That same day, 9 September, another request was made to Wapping’s IT department to destroy emails. In an email later disclosed to civil claimants, an IT employee wrote: ‘There is a senior NI management requirement to delete this data as quickly as possible but it needs to be done within commercial boundaries.’ A month later, on 7 October, a senior executive asked – in an email – ‘How are we doing with the email deletion policy?’ The cover-up was still in full flow.

At Scotland Yard, John Yates’s hapless inquiry was proceeding at a sober speed. Yates asked the
New York Times
’s executive editor, Bill Keller, to hand over its evidence, but Keller refused, saying that the force had declined the paper’s ‘repeated requests for interviews’ and refused to answer a Freedom of Information request the
NYT
had submitted months earlier. Keller said: ‘Our story speaks for itself and makes clear that the police already have evidence that they have chosen not to pursue.’
8
‘Yates of the Yard’ – who was concentrating on ‘new’ evidence – would make little progress over the next three months. He interviewed Sean Hoare under caution, meaning that anything he said could incriminate him and lead to his prosecution: understandably Hoare stayed silent. Lawyers, journalists and politicians were furious. It looked as if one of Yates’s first moves following the
New York Times
article had been to scare off other whistleblowers.
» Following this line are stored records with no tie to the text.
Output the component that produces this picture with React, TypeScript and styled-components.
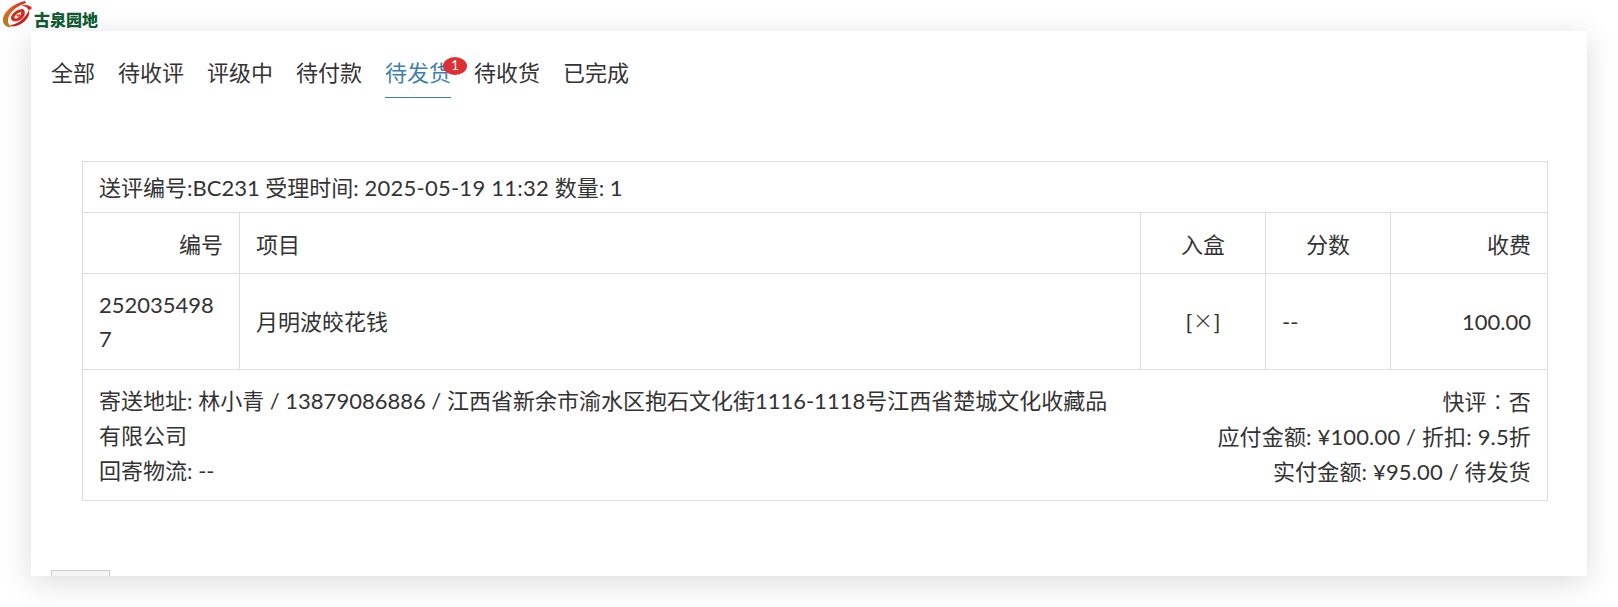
import React, { FC } from 'react';
import styled, { createGlobalStyle } from 'styled-components';

const GlobalStyle = createGlobalStyle`
  html, body {
    margin: 0;
    padding: 0;
    height: 607px;
    overflow: hidden;
    background: #fff;
    color: #333;
    font-family: Lato, "Noto Sans CJK SC", sans-serif;
    font-size: 22px;
  }
`;

const Page = styled.div`
  width: 1618px;
  height: 607px;
  overflow: hidden;
  display: flex;
  flex-direction: column;
`;

const Header = styled.header`
  height: 31px;
  flex: none;
  display: flex;
  align-items: flex-start;
  padding: 1px 0 0 2px;
  box-sizing: border-box;
  position: relative;
  z-index: 1;
`;

const LogoName = styled.span`
  margin: 8px 0 0 1px;
  font-family: "Noto Sans CJK SC", sans-serif;
  font-size: 16px;
  line-height: 20px;
  font-weight: 900;
  color: #0f5a32;
`;

const Card = styled.main`
  flex: none;
  margin: 0 31px;
  height: 545px;
  background: #fff;
  overflow: hidden;
  box-shadow: 0 6px 30px rgba(0, 0, 0, 0.14);
  padding: 0 39px 0 20px;
  box-sizing: border-box;
`;

const Tabs = styled.nav`
  display: flex;
  gap: 23px;
  padding-top: 12px;
  height: 118px;
  box-sizing: border-box;
`;

const Tab = styled.a<{ $active?: boolean }>`
  position: relative;
  height: 54px;
  line-height: 60px;
  font-size: 22px;
  white-space: nowrap;
  color: ${(p) => (p.$active ? '#3d7fb0' : '#333')};
  border-bottom: 1px solid ${(p) => (p.$active ? '#3d7fb0' : 'transparent')};
`;

const Badge = styled.span`
  position: absolute;
  top: 14px;
  right: -16px;
  width: 24px;
  height: 18px;
  border-radius: 50%;
  background: #dc3035;
  color: #fff;
  font-size: 13px;
  line-height: 17px;
  text-align: center;
`;

const OrderTable = styled.table`
  width: 1466px;
  margin: 12px 0 0 31px;
  border-collapse: collapse;
  table-layout: fixed;
  font-size: 22px;
`;

const Cell = styled.td<{ $align?: string }>`
  border: 1px solid #ddd;
  padding: 0 16px;
  text-align: ${(p) => p.$align || 'left'};
  line-height: 34px;
  word-break: break-all;
`;

const SummaryRow = styled.tr`
  height: 51px;

  td {
    padding-top: 2px;
  }
`;

const HeadRow = styled.tr`
  height: 61px;

  td {
    padding-top: 3px;
  }
`;

const BodyRow = styled.tr`
  height: 96px;
`;

const FooterRow = styled.tr`
  height: 131px;

  td {
    padding-top: 2px;
  }
`;

const Footer = styled.div`
  display: flex;
  justify-content: space-between;
  line-height: 35px;
`;

const Address = styled.div`
  width: 1015px;
`;

const Totals = styled.div`
  text-align: right;
  white-space: nowrap;
  letter-spacing: 0.15px;
`;

const DateText = styled.span`
  letter-spacing: 0.25px;
`;

const WideMark = styled.span`
  font-family: "Noto Sans CJK TC", sans-serif;
  font-weight: 300;
`;

const BoxMark = styled.span`
  display: inline-block;
  padding: 0 2px;
  font-size: 30px;
  line-height: 20px;
  font-weight: 300;
  vertical-align: -1px;
`;

const PageButton = styled.div`
  width: 59px;
  height: 30px;
  margin: 69px 0 0 0;
  background: #f5f5f5;
  border: 1px solid #ccc;
  box-sizing: border-box;
`;

const TABS = ['全部', '待收评', '评级中', '待付款', '待发货', '待收货', '已完成'];

const LogoMark: FC = () => (
  <svg width="31" height="27" viewBox="0 0 31 27">
    <defs>
      <linearGradient id="sweep" x1="0.9" y1="0" x2="0.1" y2="1">
        <stop offset="0" stopColor="#e0261c" />
        <stop offset="0.55" stopColor="#e0631c" />
        <stop offset="1" stopColor="#a8822a" />
      </linearGradient>
    </defs>
    <path d="M23 0 C13 2 3 9 1 17 C0 23 4 27 10 26 C6 24 5 20 7 15 C10 9 17 4 24 2Z" fill="url(#sweep)" />
    <path d="M30 7 C28 4 23 3 19 5 C23 5 26 6 26 9 C28 9 29 8 30 7Z" fill="#e2231a" />
    <path d="M27 9 C29 15 22 23 14 25 C11 26 9 25 8 24 C14 24 23 18 27 9Z" fill="#c9201b" />
    <path d="M21 8 C15 8 9 13 9 17 C9 21 14 21 18 19 C22 17 25 11 21 8Z M19 11 C20 13 17 17 14 17.5 C11 18 12 13 19 11Z" fill="#d7281f" />
    <ellipse cx="16.5" cy="14.5" rx="2.2" ry="1.2" fill="#e2561e" />
  </svg>
);

const App: FC = () => (
  <Page>
    <GlobalStyle />
    <Header>
      <LogoMark />
      <LogoName>古泉园地</LogoName>
    </Header>
    <Card>
      <Tabs>
        {TABS.map((name) => (
          <Tab key={name} $active={name === '待发货'}>
            {name}
            {name === '待发货' && <Badge>1</Badge>}
          </Tab>
        ))}
      </Tabs>
      <OrderTable>
        <colgroup>
          <col style={{ width: 157 }} />
          <col />
          <col style={{ width: 125 }} />
          <col style={{ width: 125 }} />
          <col style={{ width: 157 }} />
        </colgroup>
        <tbody>
          <SummaryRow>
            <Cell colSpan={5}>
              送评编号:BC231 受理时间: <DateText>2025-05-19 11:32</DateText> 数量: 1
            </Cell>
          </SummaryRow>
          <HeadRow>
            <Cell $align="right">编号</Cell>
            <Cell>项目</Cell>
            <Cell $align="center">入盒</Cell>
            <Cell $align="center">分数</Cell>
            <Cell $align="right">收费</Cell>
          </HeadRow>
          <BodyRow>
            <Cell>2520354987</Cell>
            <Cell>月明波皎花钱</Cell>
            <Cell $align="center">
              [<BoxMark>×</BoxMark>]
            </Cell>
            <Cell>--</Cell>
            <Cell $align="right">100.00</Cell>
          </BodyRow>
          <FooterRow>
            <Cell colSpan={5}>
              <Footer>
                <Address>
                  寄送地址: 林小青 / 13879086886 / 江西省新余市渝水区抱石文化街1116-1118号江西省楚城文化收藏品有限公司
                  <br />
                  回寄物流: --
                </Address>
                <Totals>
                  快评<WideMark>：</WideMark>否
                  <br />
                  应付金额: ¥100.00 / 折扣: 9.5折
                  <br />
                  实付金额: ¥95.00 / 待发货
                </Totals>
              </Footer>
            </Cell>
          </FooterRow>
        </tbody>
      </OrderTable>
      <PageButton />
    </Card>
  </Page>
);

export default App;
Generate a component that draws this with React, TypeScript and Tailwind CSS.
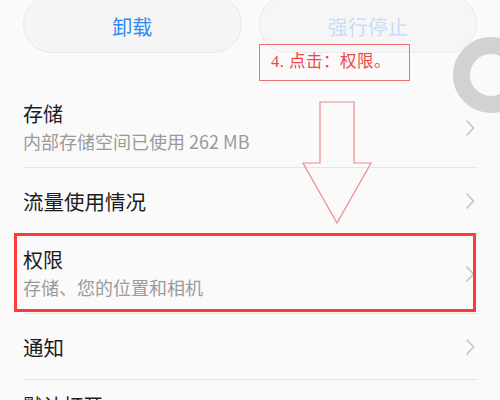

Boris Johnson, the Conservative mayor of London, was emphatically unconcerned about the controversy. He had been warned by the Met’s inquiry in 2006 that he had been hacked by Glenn Mulcaire, but he had not sued then or later; and though he was chairman of the Metropolitan Police Authority (which oversaw London’s police force) he had also failed to do anything in July 2009 on publication of the Gordon Taylor story. Like his fellow Etonian, Bullingdonian and Conservative David Cameron, Johnson was close to Rebekah Brooks – whose new husband was an Eton contemporary – and he dined with James and Rupert Murdoch. Johnson knew he might need the full-blooded support of News International at the mayoral election in May 2012 or if he was to fulfil his long-held ambition to become Prime Minister. At the mayor’s monthly question time on 15 September 2010, Johnson – who had a £250,000 column in the
Daily Telegraph
– shrugged off demands to pressure Scotland Yard, saying he could not see anything new in the
New York Times
story. He said: ‘I think it’s patently politically motivated and unless there are significant new facts brought into the public domain that actually change the police case and make necessary a fresh look at it, then I don’t propose to change my views.’ Looking at his fellow London assembly members, he laughed: ‘This is a load of codswallop cooked up by the Labour Party.’
9

11

 

Losing a Battle

 

I have declared war on Mr Murdoch and I think we’re going to win

– Business Secretary Vince Cable

 

Two years after he had been turned over by the
News of the World,
Max Mosley was about to strike again. During the summer of 2010, from Monaco, he had been taking an ever closer interest in the phone hacking story and had become determined to ensure the police would not be able to cover up the
Screws
’ seedy past.

He had started talking to Nick Davies at the
Guardian
and had also acquired a highly confidential source, Mr X, who had told him that Scotland Yard was holding extensive evidence about hacking at the
NoW
. Mosley decided the best way to intensify the pressure was through cases in the civil courts which, through disclosure, would unlock the secrets of Mulcaire’s files. But there was a problem: money. Under English law, litigants could be liable for costs, which could be crippling, and were often a severe deterrent to potential litigants. Mosley agreed to underwrite the risk for several claimants, in both the emerging civil privacy cases against the
News of the World
and in the judicial review against Scotland Yard being coordinated by Tamsin Allen at Bindmans. If the cases were lost, his costs could run into hundreds of thousands of pounds, but Mosley was a multimillionaire. He had decided he would risk half his fortune, if necessary, to fight Rupert Murdoch; ordinarily that half would have gone to one of his two sons, Alexander, but he was a regular drug user and had died of cocaine intoxication in May 2009. By early 2008 Alexander had temporarily managed to come off drugs but the
News of the World’
s exposure of his father’s sado-masochism had devastated him and was, his father believed, a contributory factor in his death. On 12 September, five days before Mosley returned to London at the end of his presidency of the FIA, Allen began judicial review against the Met at the High Court on behalf of Chris Bryant, Brian Paddick and Brendan Montague; they were joined a week later by John Prescott.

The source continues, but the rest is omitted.